Se vuoi
incidere il cuore dei ragazzi devi proporre esperienze forti. La mediocrità e
il qualunquismo si possono trovare ovunque: al bar, sui social, in discoteca.
Anche l’amicizia e le gite in montagna devono avere un collante più forte,
altrimenti prima o poi verrà a mancare qualcosa.
Un giorno
io e il mio amico Francesco abbiamo deciso di giocare una carta molto
importante: la Carità. Abbiamo raccontato ai ragazzi del San le nostre
esperienze di missione in mezzo ai poveri del Perù, del Brasile e del
Mozambico. Parole e immagini che descrivevano i luoghi, le persone incontrate e
le loro sofferenze, ma soprattutto raccontavano cosa era cambiato dentro di
noi: stare in mezzo ai poveri ci ha fatto vivere l’urgenza di regalare per
restituire alla vita tutta la ricchezza ricevuta.
Avevamo
fatto breccia: proprio dai ragazzi più inadeguati e “lontani” dai cammini
ecclesiastici è arrivata la risposta più generosa. Youness fu uno dei primi a
metterci la firma: “io ci sto, voglio fare qualcosa per i poveri”. Poche
parole, ma chiare. L’appello fu raccolto all’unanimità.

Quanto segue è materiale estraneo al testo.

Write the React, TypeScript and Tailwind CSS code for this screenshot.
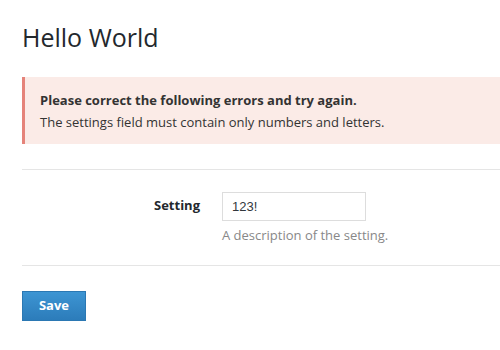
export default function App() {
  return (
    <div className="min-h-[350px] bg-white pl-[22px] font-['Open_Sans',sans-serif] text-[13px] text-[#333]">
      <h1 className="pt-[20px] text-[25px] leading-[34px] font-normal text-[#23282d]">Hello World</h1>

      <div className="mt-[23px] border-l-[3px] border-[#e5837a] bg-[#fbebe7] pt-[12px] pb-[11px] pl-[15px] leading-[22px]">
        <p className="font-bold">Please correct the following errors and try again.</p>
        <p>The settings field must contain only numbers and letters.</p>
      </div>

      <div className="mt-[25px] border-t border-[#e5e5e5]">
        <div className="flex pt-[22px] pb-[19px]">
          <div className="w-[178px] pt-[4px] text-right font-bold text-[#23282d]">Setting</div>
          <div className="ml-[22px]">
            <input
              defaultValue="123!"
              className="h-[29px] w-[144px] border border-[#dddddd] px-[9px] font-['Liberation_Sans',sans-serif] text-[13px] text-[#32373c] outline-none"
            />
            <p className="mt-[5px] text-[#888]">A description of the setting.</p>
          </div>
        </div>
      </div>

      <div className="border-t border-[#e5e5e5] pt-[25px]">
        <button className="h-[30px] w-[64px] border border-[#2b78b3] bg-gradient-to-b from-[#3d95d3] to-[#2c7cba] font-bold text-white">
          Save
        </button>
      </div>
    </div>
  );
}
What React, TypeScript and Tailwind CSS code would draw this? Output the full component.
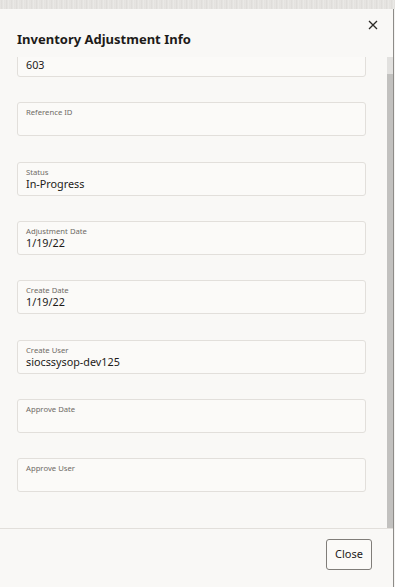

Tutti erano decisi a
impegnarsi.
Da quel
giorno fare la carità è diventato un impegno serio, una missione comune e
un’iniziativa seguiva l’altra: siamo andati fino a Bologna per aiutare altri
giovani a fare un volantinaggio, abbiamo allestito un mercatino dell’usato in
una struttura ceduta in comodato d’uso dal tribunale, abbiamo raccolto le olive
ad Ascoli Piceno, sgomberato cantine, venduto arance, curato giardini e altro
ancora. Le offerte raccolte da queste attività si sono trasformate in sostegno
ai più bisognosi. Africa, America Latina, Caritas, non importava la
destinazione, ma l’idea di fare e donare il proprio tempo.
In questo
modo la carità è diventata un punto centrale del nostro stare insieme. Per non
piegarci solo su noi stessi, ma per prenderci a cuore chi sta peggio di noi.
Mi rendo
conto che è difficile stare con questi ragazzi e accompagnarli. Stanno
percorrendo un cammino che spero li conduca ad essere uomini in gamba e a
esprimere il meglio di sé. Ma a volte ti chiedono tanto. Vogliono essere i
protagonisti della loro storia e guardano il mondo con una curiosità
spasmodica. Pur di farsi notare a volte compiono gesti ridicoli, usano un
linguaggio sprezzante, sfidano chiunque e a qualunque costo. Invadono
territori. Ma se li avvicini, uno per uno e li ascolti. Se li guardi negli
occhi veramente. Ti accorgi che sono piccole creature di Dio in cerca di amore.
Quello vero, che non si consuma, che non ha limiti e non finisce. Mai.